▸ THE PROBLEM: Leave out all pictures. Return exactly the lines from the top of the material through the line containing "import React from 'react';".

▸ ITEMS:
_ _ _ _ _
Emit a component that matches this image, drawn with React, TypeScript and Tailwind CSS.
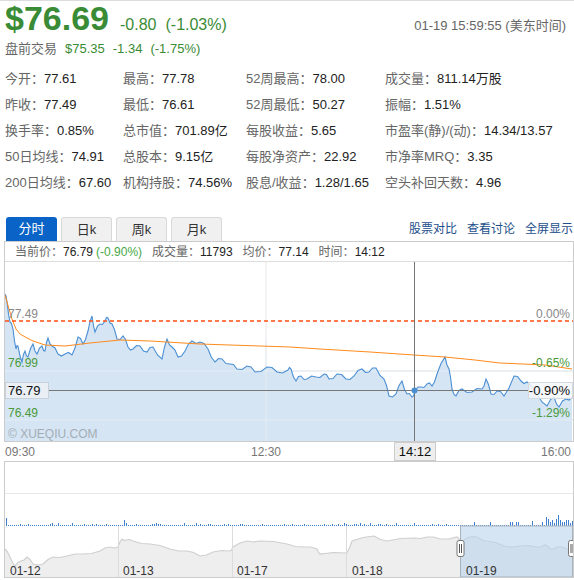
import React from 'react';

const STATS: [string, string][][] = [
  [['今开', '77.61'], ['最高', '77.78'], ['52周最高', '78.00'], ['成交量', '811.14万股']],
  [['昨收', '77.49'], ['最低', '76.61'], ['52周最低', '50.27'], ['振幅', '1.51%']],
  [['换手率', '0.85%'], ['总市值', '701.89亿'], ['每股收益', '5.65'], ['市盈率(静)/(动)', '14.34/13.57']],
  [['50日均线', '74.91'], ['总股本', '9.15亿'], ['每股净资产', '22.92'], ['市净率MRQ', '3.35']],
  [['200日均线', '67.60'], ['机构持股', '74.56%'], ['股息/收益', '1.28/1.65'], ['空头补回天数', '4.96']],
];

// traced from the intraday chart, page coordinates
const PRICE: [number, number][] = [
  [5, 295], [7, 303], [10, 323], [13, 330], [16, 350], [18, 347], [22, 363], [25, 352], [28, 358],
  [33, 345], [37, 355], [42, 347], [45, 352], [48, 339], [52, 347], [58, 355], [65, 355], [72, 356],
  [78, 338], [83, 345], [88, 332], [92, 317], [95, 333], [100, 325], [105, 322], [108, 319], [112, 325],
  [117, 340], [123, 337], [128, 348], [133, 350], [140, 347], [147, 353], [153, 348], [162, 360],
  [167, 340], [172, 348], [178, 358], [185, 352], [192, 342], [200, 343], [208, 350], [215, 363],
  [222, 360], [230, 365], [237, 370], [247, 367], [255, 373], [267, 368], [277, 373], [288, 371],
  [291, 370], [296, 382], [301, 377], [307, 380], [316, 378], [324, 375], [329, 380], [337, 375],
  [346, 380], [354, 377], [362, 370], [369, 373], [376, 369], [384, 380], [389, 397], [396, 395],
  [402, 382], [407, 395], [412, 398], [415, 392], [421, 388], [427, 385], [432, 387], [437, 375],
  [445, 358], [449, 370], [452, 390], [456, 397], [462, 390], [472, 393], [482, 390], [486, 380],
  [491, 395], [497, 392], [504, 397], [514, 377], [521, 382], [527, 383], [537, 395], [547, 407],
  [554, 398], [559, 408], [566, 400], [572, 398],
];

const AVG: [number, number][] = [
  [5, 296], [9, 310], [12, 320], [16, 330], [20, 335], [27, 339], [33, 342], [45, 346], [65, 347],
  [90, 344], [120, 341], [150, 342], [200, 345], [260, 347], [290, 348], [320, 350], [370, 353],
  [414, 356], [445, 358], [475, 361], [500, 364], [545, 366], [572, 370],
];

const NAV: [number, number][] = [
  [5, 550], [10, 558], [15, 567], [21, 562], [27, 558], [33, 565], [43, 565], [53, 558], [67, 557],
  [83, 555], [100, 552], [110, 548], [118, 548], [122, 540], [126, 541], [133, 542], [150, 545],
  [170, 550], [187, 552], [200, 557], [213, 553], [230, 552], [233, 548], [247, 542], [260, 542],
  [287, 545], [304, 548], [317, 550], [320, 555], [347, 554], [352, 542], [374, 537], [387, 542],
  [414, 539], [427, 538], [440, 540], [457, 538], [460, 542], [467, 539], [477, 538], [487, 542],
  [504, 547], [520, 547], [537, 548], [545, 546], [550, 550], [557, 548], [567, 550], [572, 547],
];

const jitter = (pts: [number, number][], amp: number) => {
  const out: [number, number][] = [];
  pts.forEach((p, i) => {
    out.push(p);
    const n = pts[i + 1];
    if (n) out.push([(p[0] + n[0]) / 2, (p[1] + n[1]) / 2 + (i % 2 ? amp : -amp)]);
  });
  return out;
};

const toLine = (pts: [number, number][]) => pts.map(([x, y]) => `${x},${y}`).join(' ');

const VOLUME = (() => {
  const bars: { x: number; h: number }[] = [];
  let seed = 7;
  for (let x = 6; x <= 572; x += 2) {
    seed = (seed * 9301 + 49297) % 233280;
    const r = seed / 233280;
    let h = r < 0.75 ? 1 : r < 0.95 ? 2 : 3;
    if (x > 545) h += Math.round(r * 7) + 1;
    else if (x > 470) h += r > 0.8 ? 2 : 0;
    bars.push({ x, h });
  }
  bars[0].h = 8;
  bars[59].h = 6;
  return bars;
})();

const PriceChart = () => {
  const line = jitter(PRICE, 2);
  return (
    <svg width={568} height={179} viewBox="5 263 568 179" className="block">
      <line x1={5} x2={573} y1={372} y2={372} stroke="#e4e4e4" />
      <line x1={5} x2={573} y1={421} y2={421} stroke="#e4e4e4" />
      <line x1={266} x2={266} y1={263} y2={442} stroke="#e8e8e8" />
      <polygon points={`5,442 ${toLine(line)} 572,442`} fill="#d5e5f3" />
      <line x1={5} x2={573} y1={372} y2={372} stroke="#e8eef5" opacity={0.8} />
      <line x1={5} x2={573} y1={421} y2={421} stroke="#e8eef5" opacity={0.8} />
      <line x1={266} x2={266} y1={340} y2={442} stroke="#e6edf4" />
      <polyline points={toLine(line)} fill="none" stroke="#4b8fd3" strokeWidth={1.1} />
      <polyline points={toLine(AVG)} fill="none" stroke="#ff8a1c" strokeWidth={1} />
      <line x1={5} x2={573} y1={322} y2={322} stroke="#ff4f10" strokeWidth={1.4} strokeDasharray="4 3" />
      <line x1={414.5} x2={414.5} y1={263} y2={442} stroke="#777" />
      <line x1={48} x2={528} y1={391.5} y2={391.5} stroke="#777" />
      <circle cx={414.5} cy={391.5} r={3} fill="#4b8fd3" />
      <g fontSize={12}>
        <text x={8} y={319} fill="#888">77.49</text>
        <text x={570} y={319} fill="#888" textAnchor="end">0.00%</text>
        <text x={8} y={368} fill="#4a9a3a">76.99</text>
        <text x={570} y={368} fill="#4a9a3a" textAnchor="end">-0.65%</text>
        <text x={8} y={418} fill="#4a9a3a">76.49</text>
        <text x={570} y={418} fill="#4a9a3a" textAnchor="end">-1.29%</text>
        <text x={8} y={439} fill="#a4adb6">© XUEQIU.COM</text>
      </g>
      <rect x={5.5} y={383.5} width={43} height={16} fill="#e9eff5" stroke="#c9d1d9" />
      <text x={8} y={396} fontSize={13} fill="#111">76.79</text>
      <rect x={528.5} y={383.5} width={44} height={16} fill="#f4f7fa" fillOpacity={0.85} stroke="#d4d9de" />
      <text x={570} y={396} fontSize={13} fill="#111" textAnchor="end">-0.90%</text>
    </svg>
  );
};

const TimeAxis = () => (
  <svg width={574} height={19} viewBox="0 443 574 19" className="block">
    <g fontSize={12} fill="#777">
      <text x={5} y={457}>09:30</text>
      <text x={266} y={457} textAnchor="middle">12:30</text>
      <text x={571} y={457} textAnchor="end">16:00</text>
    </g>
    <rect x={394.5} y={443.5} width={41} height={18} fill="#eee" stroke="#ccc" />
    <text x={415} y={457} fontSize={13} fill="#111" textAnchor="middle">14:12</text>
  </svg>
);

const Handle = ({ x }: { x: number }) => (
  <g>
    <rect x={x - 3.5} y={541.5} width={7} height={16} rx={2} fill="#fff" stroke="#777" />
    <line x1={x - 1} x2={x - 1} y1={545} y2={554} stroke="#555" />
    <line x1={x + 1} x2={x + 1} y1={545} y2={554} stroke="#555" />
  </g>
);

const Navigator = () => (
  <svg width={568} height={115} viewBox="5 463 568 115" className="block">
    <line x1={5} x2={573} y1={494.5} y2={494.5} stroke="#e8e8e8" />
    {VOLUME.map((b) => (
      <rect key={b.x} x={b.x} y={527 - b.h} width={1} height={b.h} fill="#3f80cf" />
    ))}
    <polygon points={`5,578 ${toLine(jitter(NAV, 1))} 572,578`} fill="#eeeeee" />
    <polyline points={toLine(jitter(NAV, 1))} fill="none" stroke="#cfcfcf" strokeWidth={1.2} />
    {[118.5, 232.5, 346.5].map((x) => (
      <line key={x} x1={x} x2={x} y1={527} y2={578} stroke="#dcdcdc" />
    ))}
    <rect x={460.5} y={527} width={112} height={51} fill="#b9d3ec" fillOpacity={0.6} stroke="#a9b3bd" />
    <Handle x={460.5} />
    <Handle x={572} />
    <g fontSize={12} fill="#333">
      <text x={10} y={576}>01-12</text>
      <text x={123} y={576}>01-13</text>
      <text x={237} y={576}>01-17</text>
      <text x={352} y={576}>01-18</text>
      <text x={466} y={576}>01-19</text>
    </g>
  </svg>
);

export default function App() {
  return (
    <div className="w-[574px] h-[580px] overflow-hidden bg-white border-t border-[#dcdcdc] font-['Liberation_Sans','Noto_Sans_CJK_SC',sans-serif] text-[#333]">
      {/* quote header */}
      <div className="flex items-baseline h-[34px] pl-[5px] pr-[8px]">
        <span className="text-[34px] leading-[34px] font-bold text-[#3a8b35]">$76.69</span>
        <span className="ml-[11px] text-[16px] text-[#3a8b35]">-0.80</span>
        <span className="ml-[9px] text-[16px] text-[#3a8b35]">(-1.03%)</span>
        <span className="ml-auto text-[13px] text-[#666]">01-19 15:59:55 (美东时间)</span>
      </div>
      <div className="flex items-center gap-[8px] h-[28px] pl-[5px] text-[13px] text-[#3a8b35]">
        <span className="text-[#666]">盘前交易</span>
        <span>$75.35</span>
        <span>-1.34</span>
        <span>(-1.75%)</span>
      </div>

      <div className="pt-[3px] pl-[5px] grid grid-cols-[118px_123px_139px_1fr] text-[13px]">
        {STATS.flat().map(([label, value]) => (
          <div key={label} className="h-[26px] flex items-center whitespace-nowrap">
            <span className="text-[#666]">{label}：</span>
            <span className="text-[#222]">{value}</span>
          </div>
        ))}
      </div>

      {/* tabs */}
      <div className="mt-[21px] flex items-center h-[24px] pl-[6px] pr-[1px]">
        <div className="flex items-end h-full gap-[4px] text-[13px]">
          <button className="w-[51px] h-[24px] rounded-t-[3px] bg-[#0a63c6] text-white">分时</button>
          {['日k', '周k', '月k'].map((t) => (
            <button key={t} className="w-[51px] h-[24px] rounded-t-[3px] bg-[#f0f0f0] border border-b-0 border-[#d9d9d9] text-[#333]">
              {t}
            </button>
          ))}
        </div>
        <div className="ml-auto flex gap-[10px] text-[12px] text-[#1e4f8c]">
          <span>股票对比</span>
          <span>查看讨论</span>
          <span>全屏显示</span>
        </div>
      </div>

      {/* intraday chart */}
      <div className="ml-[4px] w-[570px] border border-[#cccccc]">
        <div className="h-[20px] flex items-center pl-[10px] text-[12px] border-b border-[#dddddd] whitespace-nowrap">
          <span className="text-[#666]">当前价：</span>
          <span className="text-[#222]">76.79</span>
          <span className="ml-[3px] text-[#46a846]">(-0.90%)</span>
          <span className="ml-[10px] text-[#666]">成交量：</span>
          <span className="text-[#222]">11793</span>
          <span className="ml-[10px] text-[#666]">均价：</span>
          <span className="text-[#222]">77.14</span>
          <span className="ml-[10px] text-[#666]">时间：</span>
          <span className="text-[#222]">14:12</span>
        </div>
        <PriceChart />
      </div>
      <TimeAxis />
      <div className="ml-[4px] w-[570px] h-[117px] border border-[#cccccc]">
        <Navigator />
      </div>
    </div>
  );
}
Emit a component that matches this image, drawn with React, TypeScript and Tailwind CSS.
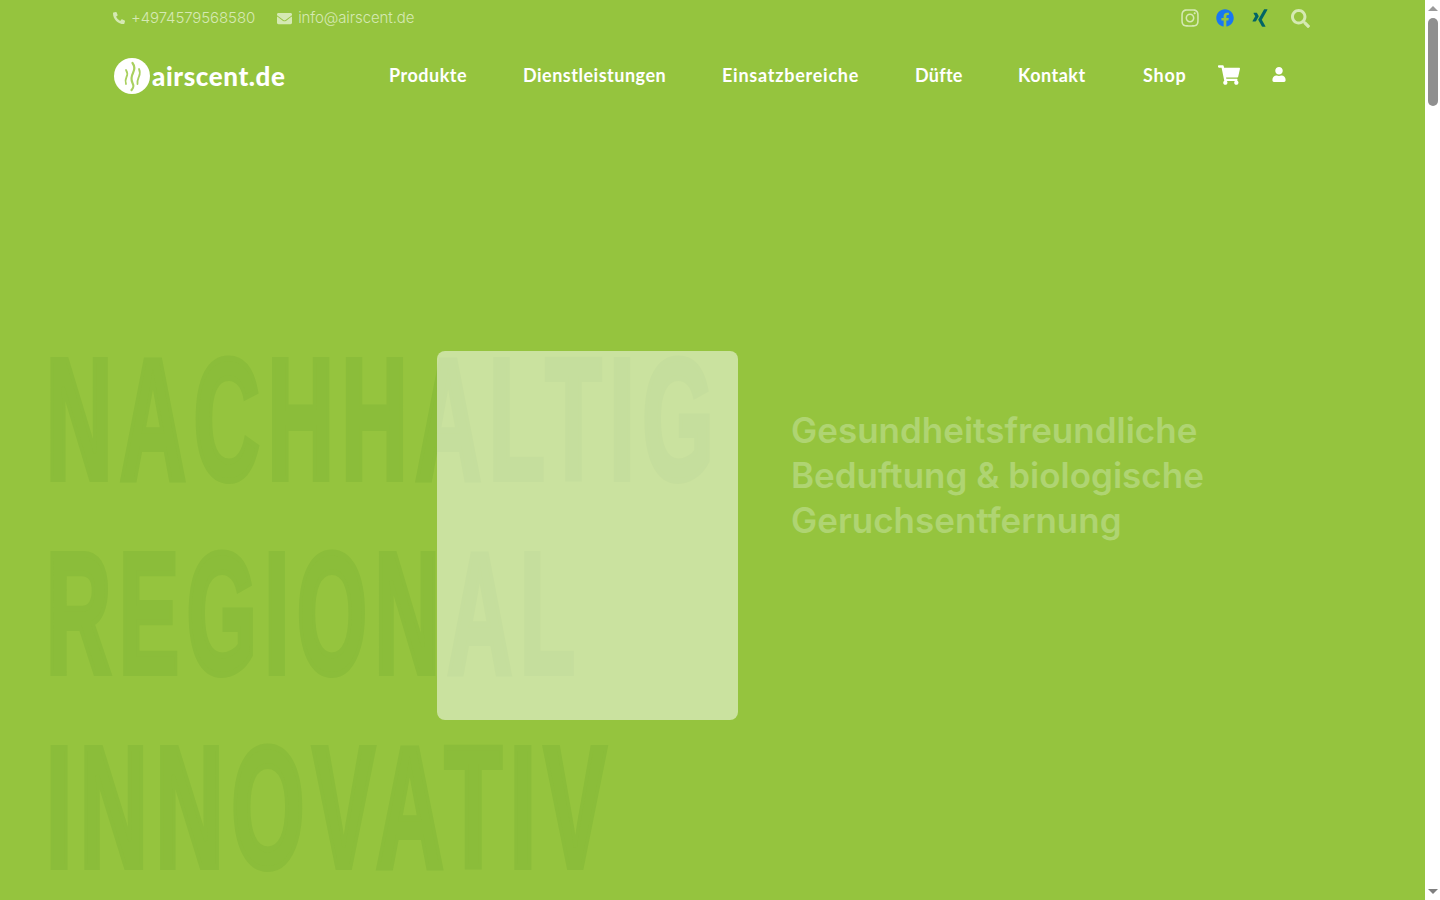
_ _ _ _ _
▸ COMPLETED TASK:
Emit a component that matches this image, drawn with React, TypeScript and Tailwind CSS.
import React from 'react';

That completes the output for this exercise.